▶ [WHAT IS REQUIRED] Copy exactly the lines from the start of the material through the line with "23.6c3.3 0 5.8". Pictures stay out of the copy.

▶ [SOURCE MATERIAL]

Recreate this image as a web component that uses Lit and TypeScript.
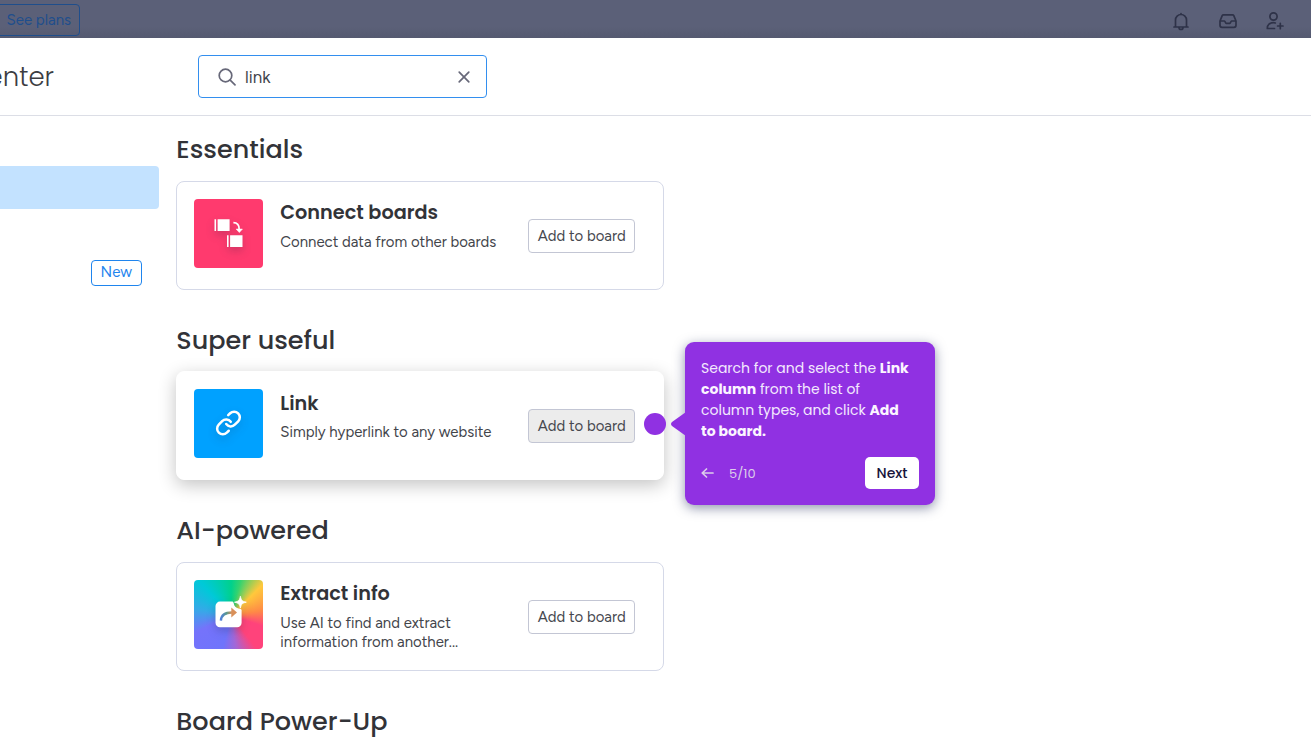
import { LitElement, html, css, svg } from "lit";
import { customElement, property } from "lit/decorators.js";

const sans = css`"Figtree", "Inter", sans-serif`;
const display = css`"Poppins", "Inter", sans-serif`;

const connectIcon = svg`
  <g fill="#fff">
    <path d="M20.5 20.3h1.6v11.8h-1.6zM23.6 20.3h12v11.8h-12z"/>
    <path d="M33 36.3h1.6v11.8H33zM36.1 36.3h12.4v11.8H36.1z"/>
    <path d="M42.2 30.1h6.2l-3.1 3.4z" stroke="#fff" stroke-width=".6" stroke-linejoin="round"/>
  </g>
  <path d="M39.4 23.6c3.3 0 5.8 2.3 5.8 6.8" fill="none" stroke="#fff" stroke-width="1.7"/>`;

const linkIcon = svg`
  <g fill="none" stroke="#fff" stroke-width="2.2" stroke-linecap="round" stroke-linejoin="round"
    transform="translate(20.8 20.3) scale(1.14)">
    <path d="M10 13a5 5 0 0 0 7.54.54l3-3a5 5 0 0 0-7.07-7.07l-1.72 1.71"/>
    <path d="M14 11a5 5 0 0 0-7.54-.54l-3 3a5 5 0 0 0 7.07 7.07l1.71-1.71"/>
  </g>`;

const extractIcon = svg`
  <defs>
    <linearGradient id="arrow" x1="0" x2="1">
      <stop offset="0" stop-color="#4f7ed9"/><stop offset=".5" stop-color="#5b9a8c"/><stop offset="1" stop-color="#d9905a"/>
    </linearGradient>
  </defs>
  <path fill="#fff" d="M26 21.6h12.4c.8 0 1 .9 1.4 2 .5 2.8 2 4.4 4.6 4.9 1.9.4 3.2.5 3.2 1.5v12.8a4.5 4.5 0 0 1-4.5 4.5H26a4.5 4.5 0 0 1-4.500-4.500V26.100a4.500 4.500 0 0 1 4.500-4.500z"/>
  <path fill="#fff" d="M46.400 16.300c.9 4.200 1.700 5 5.900 5.900-4.200.9-5 1.700-5.900 5.900-.9-4.200-1.700-5-5.900-5.900 4.200-.9 5-1.700 5.900-5.900z" stroke="#fff" stroke-width=".8" stroke-linejoin="round"/>
  <path d="M26.900 40.600c.3-5 3.600-8.100 11.100-8.100" fill="none" stroke="url(#arrow)" stroke-width="2.400"/>
  <path d="M37.300 27.600l5.700 4.900-5.700 4.900z" fill="#d9905a"/>`;

@customElement("column-card")
export class ColumnCard extends LitElement {
  static properties = { raised: { type: Boolean, reflect: true } };
  @property() heading = "";
  @property() text = "";
  @property() kind = "connect";

  static styles = css`
    :host {
      box-sizing: border-box;
      display: flex;
      width: 488px;
      height: 109px;
      padding: 17px 28px 17px 17px;
      border: 1px solid #d5d9e8;
      border-radius: 8px;
      background: #fff;
      color: #323338;
    }
    :host([raised]) {
      border-color: #fff;
      box-shadow: 0 5px 18px rgba(0, 0, 0, 0.24);
    }
    .tile { width: 69px; height: 69px; border-radius: 4px; flex: none; overflow: hidden; }
    .tile svg { display: block; filter: drop-shadow(0 4px 4px rgba(30, 30, 60, 0.22)); }
    .connect { background: #ff3a6e; }
    .link { background: #00a1ff; }
    .extract {
      background: conic-gradient(from 0deg at 54% 52%, #00d18c 0deg, #35d36f 15deg, #ffc83c 45deg,
        #ff8a46 80deg, #ff437b 108deg, #ff437b 142deg, #a267d8 172deg, #6f74fb 195deg,
        #7573fb 245deg, #37a8e8 280deg, #00c9d8 318deg, #00d18c 360deg);
    }
    .copy { flex: 1; padding: 0.5px 0 0 17px; white-space: nowrap; }
    .title { font: 600 19.250px/28px ${display}; }
    .text { font: 400 14.950px/19px ${sans}; margin-top: 5.700px; white-space: pre-line; color: #43454b; }
    .add {
      box-sizing: border-box;
      width: 107px;
      height: 34px;
      margin-top: 20px;
      padding: 0;
      border: 1px solid #c3c6d4;
      border-radius: 4px;
      background: #fff;
      color: #46484f;
      font: 400 14.950px/30px ${sans};
    }
    :host([raised]) .add { background: #ececec; }
  `;

  render() {
    const icon = this.kind === "connect" ? connectIcon : this.kind === "link" ? linkIcon : extractIcon;
    return html`
      <div class="tile ${this.kind}"><svg width="69" height="69" viewBox="0 0 69 69">${icon}</svg></div>
      <div class="copy">
        <div class="title">${this.heading}</div>
        <div class="text">${this.text}</div>
      </div>
      <button class="add">Add to board</button>
    `;
  }
}

@customElement("app-root")
export class AppRoot extends LitElement {
  static styles = css`
    :host {
      display: flex;
      flex-direction: column;
      position: relative;
      width: 1311px;
      height: 745px;
      overflow: hidden;
      background: #fff;
      color: #323338;
      font-family: ${sans};
    }
    .bar {
      box-sizing: border-box;
      flex: none;
      height: 38px;
      display: flex;
      justify-content: space-between;
      background: linear-gradient(#5b6078 70%, #555a70);
    }
    .plans {
      box-sizing: border-box;
      width: 86px;
      height: 32px;
      margin: 4px 0 0 -6px;
      padding-right: 8px;
      border: 1px solid #1f4e8c;
      border-radius: 4px;
      text-align: right;
      white-space: nowrap;
      font: 400 15px/30px ${sans};
      color: #1f4e8c;
    }
    .tools { display: flex; gap: 27px; padding: 11px 26px 0 0; color: #2e3248; }
    .tools svg { width: 20px; height: 20px; fill: none; stroke: currentColor; stroke-width: 1.7; stroke-linecap: round; stroke-linejoin: round; }
    .head {
      box-sizing: border-box;
      flex: none;
      height: 78px;
      display: flex;
      align-items: center;
      border-bottom: 1.500px solid #dcdee6;
    }
    .name {
      width: 54px;
      display: flex;
      justify-content: flex-end;
      overflow: hidden;
      font: 300 26px/40px ${display};
      color: #3c3d42;
    }
    .search {
      box-sizing: border-box;
      display: flex;
      align-items: center;
      width: 289px;
      height: 43px;
      margin-left: 143.500px;
      padding: 0 15px 0 19px;
      border: 1.300px solid #338fef;
      border-radius: 4px;
    }
    .search span { flex: 1; padding-left: 9.500px; font: 400 17px/24px ${sans}; color: #43454c; }
    .search svg { flex: none; fill: none; stroke: #676879; stroke-width: 1.700; stroke-linecap: round; }
    .body { display: flex; flex: 1; min-height: 0; }
    .side { width: 159px; padding-top: 49.500px; }
    .chosen { height: 43px; background: #c3e2ff; border-radius: 0 4px 4px 0; }
    .tag {
      box-sizing: border-box;
      width: 51.500px;
      height: 26px;
      margin: 51.500px 17px 0 auto;
      border: 1.300px solid #1f85ee;
      border-radius: 4px;
      text-align: center;
      font: 400 15px/23px ${sans};
      color: #1f85ee;
    }
    .list { padding-left: 17.300px; }
    .group { height: 190.600px; }
    h2 { margin: 0; padding-top: 12px; height: 52.500px; font: 500 25.500px/43px ${display}; white-space: nowrap; }
    .dot { position: absolute; left: 644px; top: 413px; width: 22px; height: 22px; border-radius: 50%; background: #9031e2; }
    .tip {
      box-sizing: border-box;
      position: absolute;
      left: 685px;
      top: 342.400px;
      width: 250px;
      height: 163px;
      padding: 15.600px 16px;
      border-radius: 9px;
      background: #9031e2;
      color: #f3e9fd;
      box-shadow: 0 3px 12px rgba(30, 40, 90, 0.500);
      font: 400 14px/21px ${display};
    }
    .tail { position: absolute; left: -15px; top: 69px; }
    .line { white-space: nowrap; }
    .line b { font-weight: 700; color: #fbf5ff; }
    .foot { display: flex; align-items: center; height: 32px; margin-top: 15.400px; color: #dccdea; }
    .foot span { flex: 1; padding-left: 15px; font-size: 13px; }
    .next {
      width: 54px;
      height: 32px;
      padding: 0;
      border: 0;
      border-radius: 5px;
      background: #fff;
      color: #17133b;
      font: 500 14px/32px ${display};
    }
  `;

  render() {
    return html`
      <div class="bar">
        <div class="plans">See plans</div>
        <div class="tools">
          <svg viewBox="0 0 20 20"><path d="M3 16h14M4.500 16V9a5.500 5.500 0 0 1 11 0v7M10 3.500V2.500M8 16.500a2 2 0 0 0 4 0"/></svg>
          <svg viewBox="0 0 20 20"><path d="M2 10l2.200-5.300a1.500 1.500 0 0 1 1.400-.9h8.800a1.500 1.500 0 0 1 1.400.9L18 10v4.300a2 2 0 0 1-2 2H4a2 2 0 0 1-2-2zM2 10h4.500c.7 0 .8 2.400 1.800 2.400h3.400c1 0 1.100-2.400 1.800-2.400H18"/></svg>
          <svg viewBox="0 0 20 20"><circle cx="8.500" cy="5.500" r="3.600"/><path d="M9.500 17.500H2.300c0-3.800 2.400-5.800 6.200-5.800.8 0 1.200.1 1.800.3M15.300 12.300v5.400M12.600 15h5.400"/></svg>
        </div>
      </div>
      <div class="head">
        <div class="name">Center</div>
        <div class="search">
          <svg width="18" height="18" viewBox="0 0 18 18"><circle cx="7.500" cy="7.500" r="6.300"/><path d="M12.200 12.200l4.800 4.600"/></svg>
          <span>link</span>
          <svg width="14" height="14" viewBox="0 0 14 14"><path d="M2.200 2.200l9.600 9.600M11.800 2.200l-9.600 9.600"/></svg>
        </div>
      </div>
      <div class="body">
        <div class="side">
          <div class="chosen"></div>
          <div class="tag">New</div>
        </div>
        <div class="list">
          <div class="group"><h2>Essentials</h2>
            <column-card heading="Connect boards" text="Connect data from other boards" kind="connect"></column-card></div>
          <div class="group"><h2>Super useful</h2>
            <column-card raised heading="Link" text="Simply hyperlink to any website" kind="link"></column-card></div>
          <div class="group"><h2>AI-powered</h2>
            <column-card heading="Extract info" .text=${"Use AI to find and extract\ninformation from another..."} kind="extract"></column-card></div>
          <div class="group"><h2>Board Power-Up</h2></div>
        </div>
      </div>
      <div class="dot"></div>
      <div class="tip">
        <svg class="tail" width="16" height="26" viewBox="0 0 16 26"><path fill="#9031e2" d="M16 1v24L2 15q-2-2 0-4z"/></svg>
        <div class="line">Search for and select the <b>Link</b></div>
        <div class="line"><b>column</b> from the list of</div>
        <div class="line">column types, and click <b>Add</b></div>
        <div class="line"><b>to board.</b></div>
        <div class="foot">
          <svg width="13" height="12" viewBox="0 0 13 12"><path d="M12 6H1.500M5.500 2l-4.300 4 4.300 4" fill="none" stroke="currentColor" stroke-width="1.700" stroke-linecap="round" stroke-linejoin="round"/></svg>
          <span>5/10</span>
          <button class="next">Next</button>
        </div>
      </div>
    `;
  }
}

▶ [FULL SOLUTION]
Recreate this image as a web component that uses Lit and TypeScript.
import { LitElement, html, css, svg } from "lit";
import { customElement, property } from "lit/decorators.js";

const sans = css`"Figtree", "Inter", sans-serif`;
const display = css`"Poppins", "Inter", sans-serif`;

const connectIcon = svg`
  <g fill="#fff">
    <path d="M20.5 20.3h1.6v11.8h-1.6zM23.6 20.3h12v11.8h-12z"/>
    <path d="M33 36.3h1.6v11.8H33zM36.1 36.3h12.4v11.8H36.1z"/>
    <path d="M42.2 30.1h6.2l-3.1 3.4z" stroke="#fff" stroke-width=".6" stroke-linejoin="round"/>
  </g>
  <path d="M39.4 23.6c3.3 0 5.8 2.3 5.8 6.8" fill="none" stroke="#fff" stroke-width="1.7"/>`;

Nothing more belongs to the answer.